[WRITTEN EXERCISE] Show all lines from the listing below that contain "TypeScript".
::: ROWS
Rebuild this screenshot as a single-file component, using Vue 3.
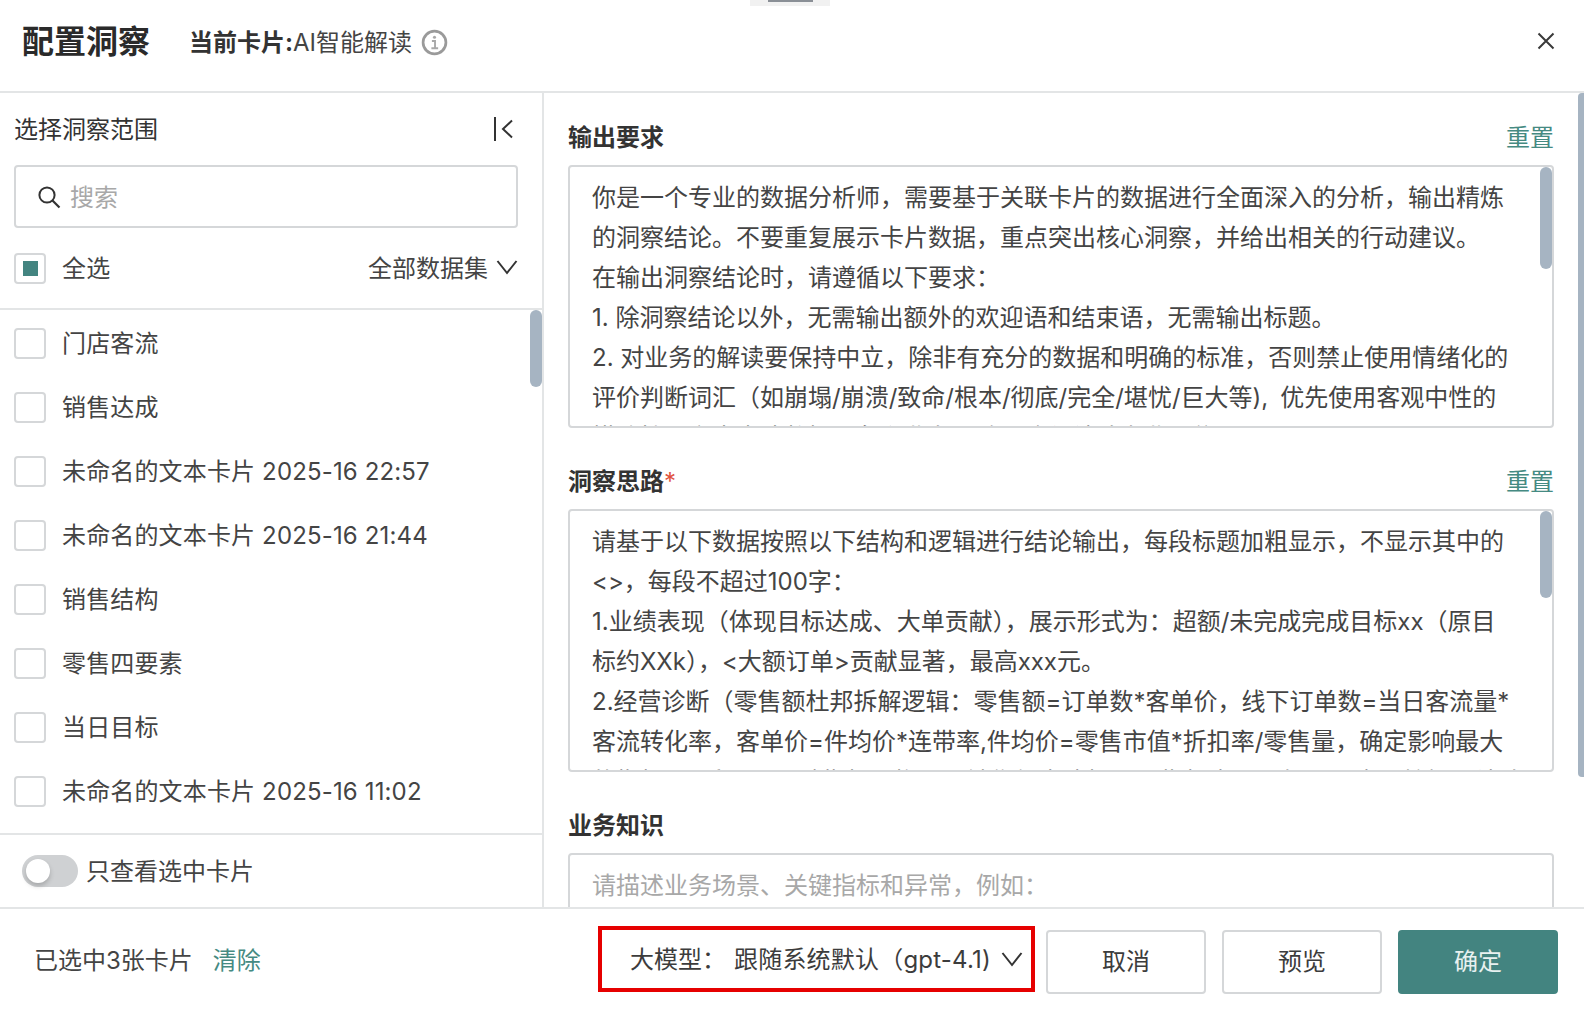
::::::
::: ROWS
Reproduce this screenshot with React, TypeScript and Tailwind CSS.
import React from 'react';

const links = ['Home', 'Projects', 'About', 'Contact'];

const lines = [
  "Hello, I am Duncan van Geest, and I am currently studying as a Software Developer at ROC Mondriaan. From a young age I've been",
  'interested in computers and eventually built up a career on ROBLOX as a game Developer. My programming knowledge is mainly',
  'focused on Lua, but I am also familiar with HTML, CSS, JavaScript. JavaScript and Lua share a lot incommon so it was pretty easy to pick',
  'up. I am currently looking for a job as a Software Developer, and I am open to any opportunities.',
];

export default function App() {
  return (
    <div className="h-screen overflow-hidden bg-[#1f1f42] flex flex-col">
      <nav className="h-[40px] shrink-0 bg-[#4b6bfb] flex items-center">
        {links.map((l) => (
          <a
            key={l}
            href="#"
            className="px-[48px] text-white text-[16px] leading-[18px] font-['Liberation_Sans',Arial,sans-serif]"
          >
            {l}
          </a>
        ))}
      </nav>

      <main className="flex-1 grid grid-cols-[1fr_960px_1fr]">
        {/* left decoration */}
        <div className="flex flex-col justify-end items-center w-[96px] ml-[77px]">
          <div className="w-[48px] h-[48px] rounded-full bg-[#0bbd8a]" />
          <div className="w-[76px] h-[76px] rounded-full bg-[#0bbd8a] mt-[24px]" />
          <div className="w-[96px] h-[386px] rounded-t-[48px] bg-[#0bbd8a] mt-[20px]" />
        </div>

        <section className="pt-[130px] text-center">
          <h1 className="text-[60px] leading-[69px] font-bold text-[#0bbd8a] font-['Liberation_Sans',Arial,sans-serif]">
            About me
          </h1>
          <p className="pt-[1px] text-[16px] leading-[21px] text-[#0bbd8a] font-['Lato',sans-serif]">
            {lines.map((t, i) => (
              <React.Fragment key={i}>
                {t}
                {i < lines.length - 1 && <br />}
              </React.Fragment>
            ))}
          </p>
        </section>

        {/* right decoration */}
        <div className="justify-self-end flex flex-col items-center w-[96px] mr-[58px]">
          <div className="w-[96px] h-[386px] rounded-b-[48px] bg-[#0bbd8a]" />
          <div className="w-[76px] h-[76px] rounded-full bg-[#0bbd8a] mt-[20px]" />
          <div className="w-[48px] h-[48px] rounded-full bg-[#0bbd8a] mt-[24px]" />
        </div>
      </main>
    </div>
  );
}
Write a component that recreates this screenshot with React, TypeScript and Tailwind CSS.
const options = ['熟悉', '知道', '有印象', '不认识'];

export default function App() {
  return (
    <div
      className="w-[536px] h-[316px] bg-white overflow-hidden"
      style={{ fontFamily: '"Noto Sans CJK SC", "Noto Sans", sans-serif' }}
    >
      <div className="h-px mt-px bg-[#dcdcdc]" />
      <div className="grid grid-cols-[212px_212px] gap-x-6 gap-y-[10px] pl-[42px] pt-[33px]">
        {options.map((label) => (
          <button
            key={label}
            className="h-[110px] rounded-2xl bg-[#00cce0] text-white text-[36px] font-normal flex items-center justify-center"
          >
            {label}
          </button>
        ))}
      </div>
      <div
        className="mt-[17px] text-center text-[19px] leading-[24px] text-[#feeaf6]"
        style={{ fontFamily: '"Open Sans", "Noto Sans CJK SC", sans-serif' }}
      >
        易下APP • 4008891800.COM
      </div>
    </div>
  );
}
::::::
[OUTPUT OF THE EXERCISE]
Reproduce this screenshot with React, TypeScript and Tailwind CSS.
Write a component that recreates this screenshot with React, TypeScript and Tailwind CSS.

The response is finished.